Of course, the McGuire family doesn't have the kind of money like Logano or some of the other young guns who have bought their way into a Cup ride.

"That's one of the reasons I drive my butt off," Michael said, laughing.

Next season will be a major test for the Vinton racing clan. The plan is for Michael to run the United Auto Racing Association circuit that runs 150-lap events at tracks throughout the Southeast. The series features Late Model Stock cars with 390 four-barrel carburetors, plus some big-money car owners such as ex-Cup crew chief and current television analyst Larry McReynolds, whose son, Brandon, runs the tour. "It's going to be harder there," Tim McGuire acknowledged. "The races are longer, but the good thing is the UARA don't allow tire changes other than wreck repairs, so we don't need a full pit crew."

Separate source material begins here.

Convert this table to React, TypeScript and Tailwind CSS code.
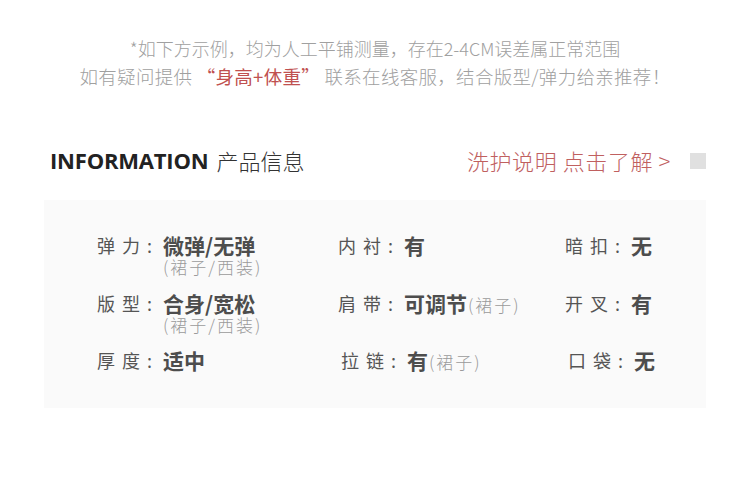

Can Michael make it to the big leagues?

"We don't have the ability to write a $3 million check to give him an opportunity," Tony McGuire said. "He's going to have to bust into the sport on raw talent and somebody recognizing him.

"It's a hand sport to break into, but I honestly believe that if anybody from our area is going to do it, this kid has a big head start. When he's 18 years old, he's going to be hard to beat. He's hard to beat now."

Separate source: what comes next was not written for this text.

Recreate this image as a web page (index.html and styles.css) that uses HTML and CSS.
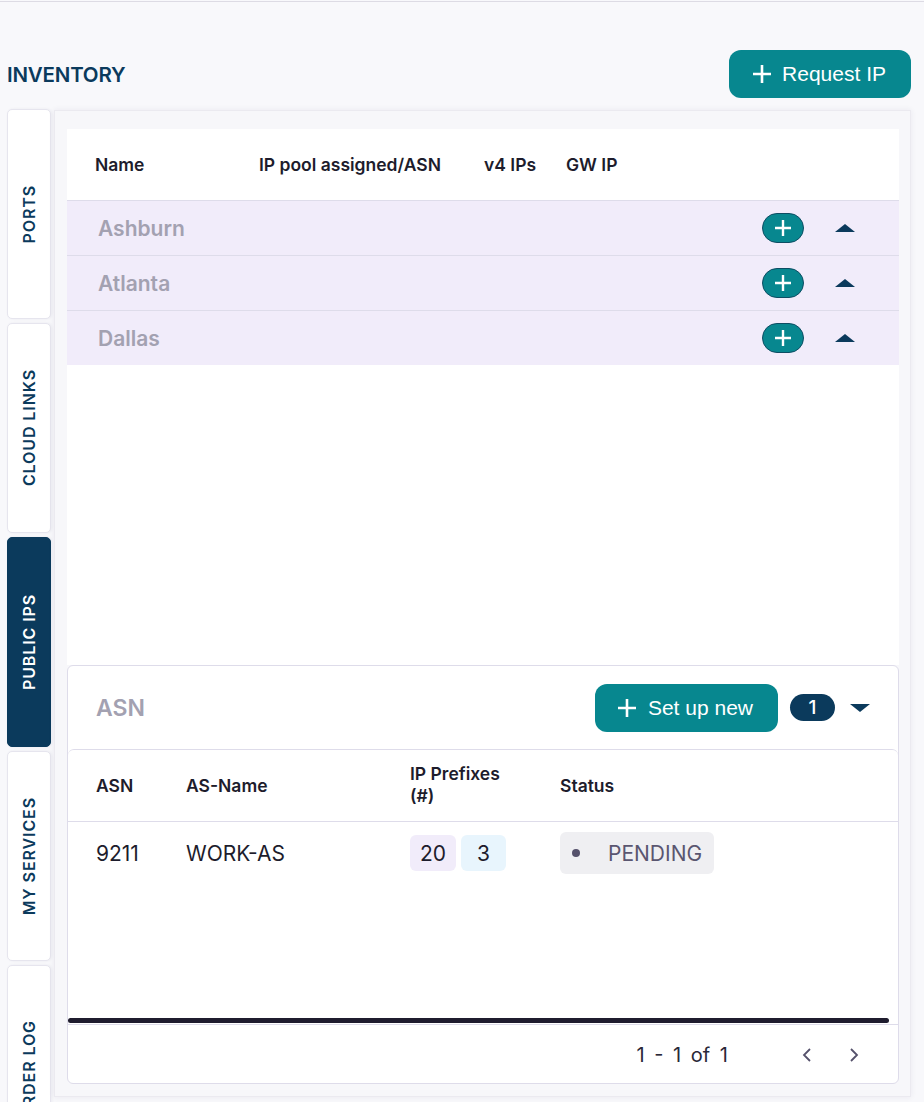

Foushee, who opened the door for Michael by letting him race at Orange County, said she believes it will happen.

"Michael is the most genuine article there is." Foushee said. "I've not seen a seen a bit of super race-car attitude to come out of him. He's got all the credentials, he's got the skill and he's got the personality. He's well on his way."

On Wednesday, Michael McGuire will be in Charlotte, N.C., where he will visit NASCAR's No.1 racing organization – Hendrick Motorsports. He will tour the facility and meet with some representatives of the team's driver development department.

"It's a cool thing that Michael has got their attention enough that they're willing to meet him," Tim McGuire said. "At least we're on the radar, and that's what you want right now. And then, we'll see where the road takes us."